The Kiwiprop is much lighter than comparable bronze units at <3.5 kg but more importantly because of the composite blades being much lighter than the typical bronze blades of say a 2 bladed folder, the mass is much more focused towards the center of the unit.
Combining these two factors produces a very smooth running unit that offers minimal vibration and much lower wear rates on stern bearings.
Blade clearance to the hull is less critical than with folding propellers as the blade tips are a finer section than folding props. They do not need the thicker sections needed to contain the mass required to improve the reversing thrust from the additional centrifugal force.
12: How much tip clearance is required?
To obtain clean water away from the water that is dragged forward along with the hull and impacts on propeller performance all propellers require clearance from the tips to the hull.
Having low tip clearances can also cause vibration to be transmitted through the hull from the disturbance caused by the propeller blades displacing the incompressible water as they sweep past the hull.
Some rules of thumb use 10 % of the diameter - but higher clearances generally lead to higher shaft angles which reduces propeller performance.
Due to the low boat speeds typically involved with low powered displacement yachts - clearance is not as critical as on many applications.
With thin tips, unlike folding propellers which use the mass in the tips to provide reverse thrust from the centrifugal force generated, our empirical experience is that clearance can be lower with virtually no impact on performance or vibration.
We would suggest no less than ½” or 12 mm in a tight situation - obviously more is better.
13: Will a Kiwiprop improve my motoring performance?
In a nutshell - if your installation has shaft speeds that exceed 1500 rpm at maximum rpm [ Divide max rpm by reduction ratio in ahead ] or you have an installation with high shaft angles or you have a propeller with very low blade area or your propeller does not have access to clean water flow then you are never going to achieve optimal efficiency from any propeller including a Kiwiprop.
The quantum of any improvement available will then depend upon the extent to which your exiting propeller is optimal.
We would expect a Kiwiprop unit to match very closely the motoring performance of a well sized fixed three bladed unit with maybe a ~ 0.1 to 0.2 knot reduction for the same cruise rpm.
Our experience is however that in many situations the existing propeller is not well matched and in these installations we can often deliver increased motoring performance.

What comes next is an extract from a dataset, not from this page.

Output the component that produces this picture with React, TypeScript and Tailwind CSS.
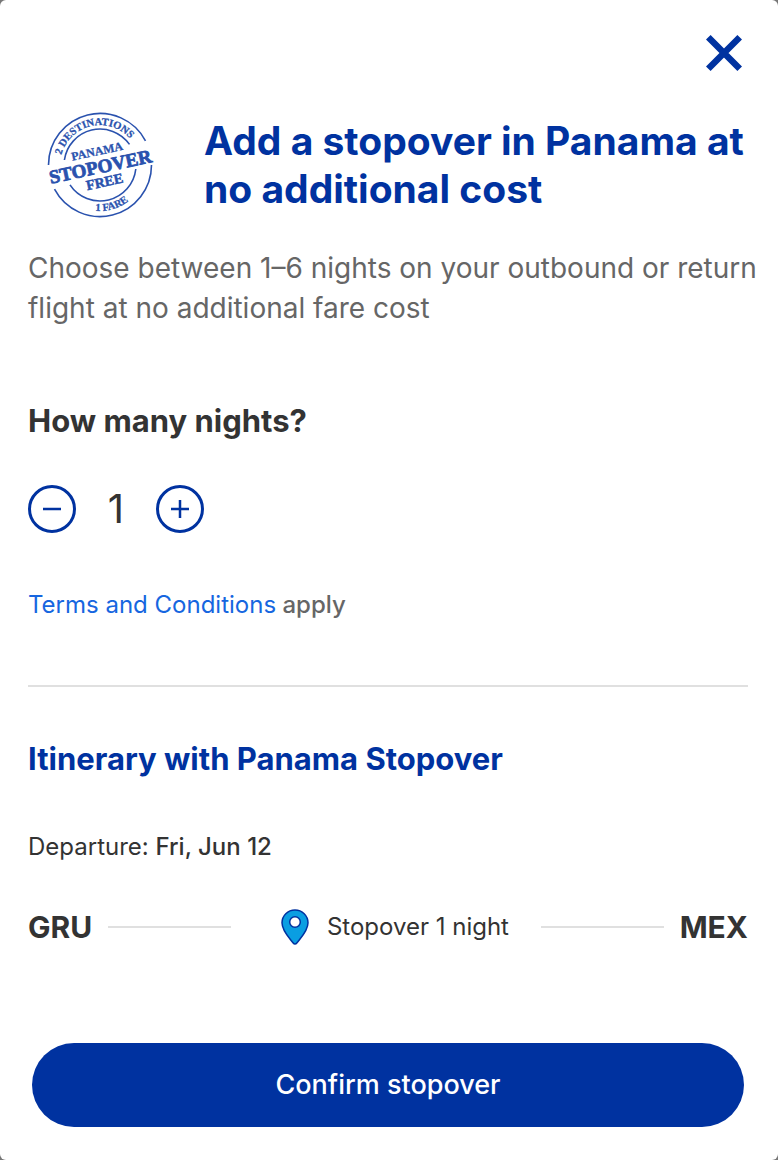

Typically this will come from replacing a fixed two bladed unit with insufficient area or a three bladed unit that has not been sized correctly in the first instance. Variable pitch allows the unit to be set economically to what is optimal - as distinct from what's in stock.

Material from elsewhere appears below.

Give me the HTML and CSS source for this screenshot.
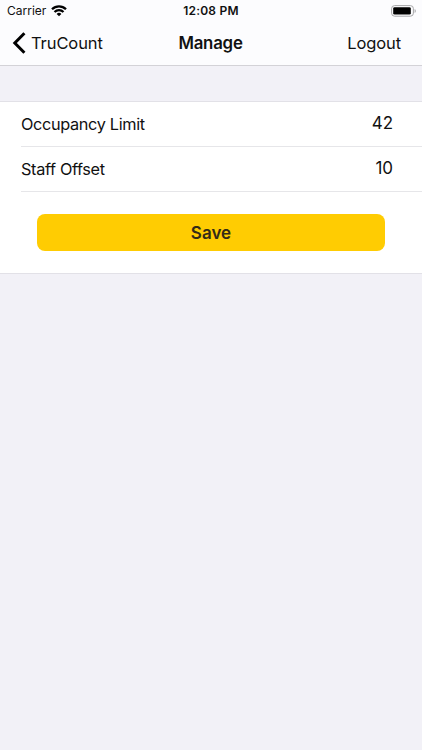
FILE: index.html
```
<!DOCTYPE html>
<html lang="en">
<head>
<meta charset="utf-8">
<title>Manage</title>
<link rel="stylesheet" href="styles.css">
</head>
<body>
<header class="header">
  <div class="status">
    <div class="carrier"><span>Carrier</span>
      <svg class="wifi" viewBox="0 0 16 12"><g fill="none" stroke="#000" stroke-width="2.3"><path d="M1 4.3a10 10 0 0 1 14 0"/><path d="M3.5 7a6.4 6.4 0 0 1 9 0"/></g><path d="M5.6 8.9a3.5 3.5 0 0 1 4.8 0L8 11.3z"/></svg>
    </div>
    <div class="time">12:08 PM</div>
    <svg class="battery" viewBox="0 0 26 12"><rect x=".6" y=".6" width="21.8" height="10.6" rx="3" fill="none" stroke="#a6a6a8"/><rect x="2.2" y="2.2" width="17.6" height="7.4" rx="1.4"/><path d="M23.6 4v4c1.6-.6 1.6-3.4 0-4" fill="#a6a6a8"/></svg>
  </div>
  <nav class="nav">
    <a class="back"><svg class="chevron" viewBox="0 0 14 22"><path d="M12.4 1.2 2.8 11l9.6 9.8" fill="none" stroke="#000" stroke-width="3"/></svg><span>TruCount</span></a>
    <h1 class="title">Manage</h1>
    <a class="logout">Logout</a>
  </nav>
</header>
<main class="form">
  <div class="row"><span class="label">Occupancy Limit</span><span class="value">42</span></div>
  <div class="row"><span class="label">Staff Offset</span><span class="value">10</span></div>
  <div class="action"><button class="save">Save</button></div>
</main>
</body>
</html>
```
FILE: styles.css
```
* { box-sizing: border-box; }
body { margin: 0; min-height: 750px; background: #f2f1f7; color: #111; font-family: Inter, sans-serif; font-size: 16.5px; letter-spacing: -.1px; }
.header { height: 66px; background: #fcfcfe; border-bottom: 1px solid #d3d2d7; }
.status { display: grid; grid-template-columns: 1fr auto 1fr; height: 21px; align-items: center; padding: 0 5px 0 7px; font-size: 12px; letter-spacing: 0; }
.carrier { display: flex; align-items: center; gap: 5px; }
.wifi { width: 16px; height: 12px; }
.time { margin: 0 1px 0 -1px; font-weight: 600; letter-spacing: .2px; }
.battery { width: 26px; height: 12px; justify-self: end; }
.nav { display: grid; grid-template-columns: 1fr auto 1fr; height: 43px; align-items: center; padding: 0 21px 0 12px; }
.back { display: flex; align-items: center; gap: 5px; }
.chevron { width: 14px; height: 22px; }
.title { margin: 0 -4px 0 4px; font-size: 16.8px; font-weight: 600; letter-spacing: -.2px; }
.logout { justify-self: end; }
.form { margin-top: 35px; height: 173px; background: #fff; border: solid #e2e1e7; border-width: 1px 0; }
.row { display: flex; align-items: center; justify-content: space-between; height: 45px; margin-left: 21px; padding: 0 29px 1px 0; border-bottom: 1px solid #e6e6e9; }
.label { font-size: 16.3px; letter-spacing: -.35px; }
.value { padding-bottom: 1px; font-size: 17px; letter-spacing: -.1px; }
.action { padding: 22px 37px; }
.save { display: block; width: 100%; height: 37px; padding: 0; border: 0; border-radius: 8px; background: #ffcc02; color: #332b17; font: 600 17px Inter, sans-serif; }
```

Refer to our Testimonials on the web pages for specific examples relevant to most popular engines and drive train options.

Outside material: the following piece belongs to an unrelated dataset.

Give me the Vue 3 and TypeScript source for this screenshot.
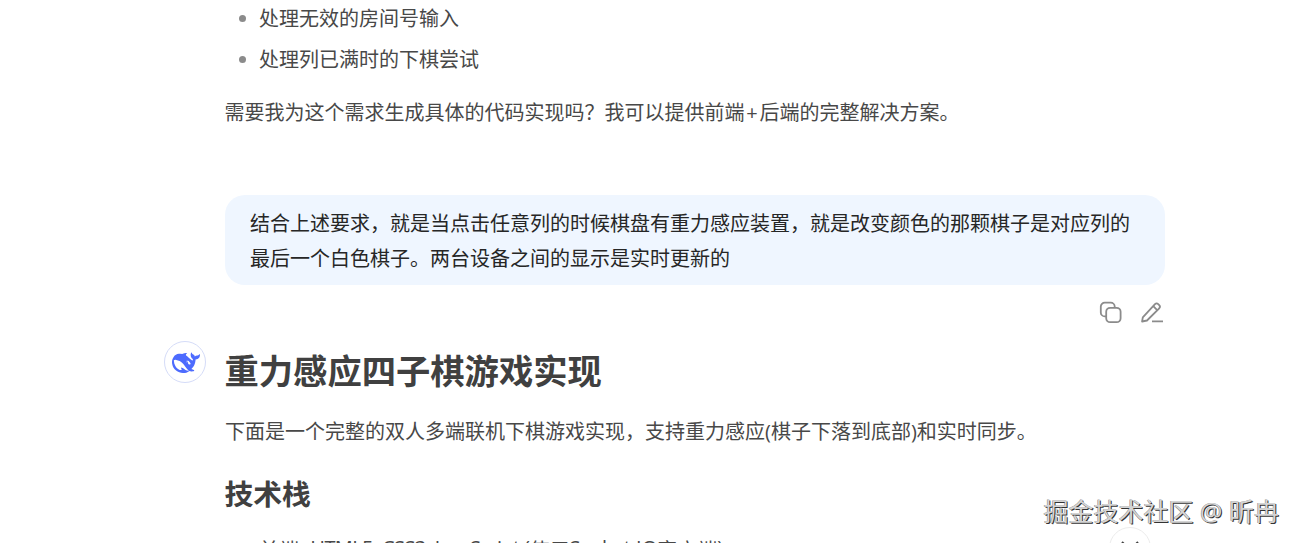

14: To what extent will a Kiwiprop improve my sailing performance?
This is always very difficult to comment on due to the very large number of variables involved. What is known from the published work from MIT in their lab is that a fixed three blade 16” propeller will produce drag of over 70 lbs at 8 knots. This was reported in Practical Sailor “ October 1993 and January 1995 issues. [ Refer to our web pages ]
This will have a very significant on sailing performance.
Our empirical experience is that a typical 30 to 40 foot vessel hard on the wind in about 15 knots of breeze will achieve maybe an extra 0.75 knots of boat speed and point about 10 degrees higher into the wind with very significant increase in VMG over a fixed three bladed propeller.
Reaching can deliver up to an extra 1.5 knots - again very dependent upon the individual vessel and situation.
In short - the sailing performance improvement will be dramatic and it is for this reason one would switch from a fixed blade propeller.
Versus an existing folding propeller there will be no improvement in sailing performance - but a dramatic improvement in reversing function.
15: Your diameter recommendations are larger than I was expecting?
The design of the Kiwiprop unit has highly raked tips for two reasons.
First the foil section of the blade must operate in a streamline when generating the feathering function even when mounted on a shaft which will typically be inclined both to the waterline and even more so to the water flow following the buttock lines which are invariably rising around the stern area near the propeller.
The raked tips thus address the requirements of maintaining the feathering stability of individual blades in real world installations with shaft angle and buttock lines distorting the streamlines over the unit.
In addition as the power requirements of a propeller approximate a function of diameter ^ 5 th - obviously all the work is done at the tips.
This has long been know by aeronautical engineers - just look at the tip design of the latest helicopter blades or observe the latest propeller tip design on the new turboprop commuters both of which give a very good indiction of current thinking.
So it is critical for good motoring performance to pay considerable attention to the foil section at the tips. When in a motoring as distinct from feathered position the design of the blade tips follows what is generally seen as best current practice. Foil design is comparable in both water and air under defined criteria.
The effect of these design constraints is that to obtain the necessary area the tip diameters are larger than comparable units.
Measuring at the center of the blade which gives an “ average “ diameter over the shorter leading edge and longer trailing edge will produce diameters roughly comparable with competitive units.
Thus we work in what we term “ nominal diameters “ which are lower than the maximum OD's required for space requirement issues by ~ ½” and generally ~ ½” larger than competitive recommendations.
An appropriate caution is clearly noted in the Customer Order document.
If there was a simpler system we would use it - but once you go to highly raked tips - these measurement issues unfortunately appear.
16: What is the high time unit?
Unit # 17 was fitted to “REWARD” - a Lidgard 44 cruised extensively with a Bukh 48 Saildrive in November 1997.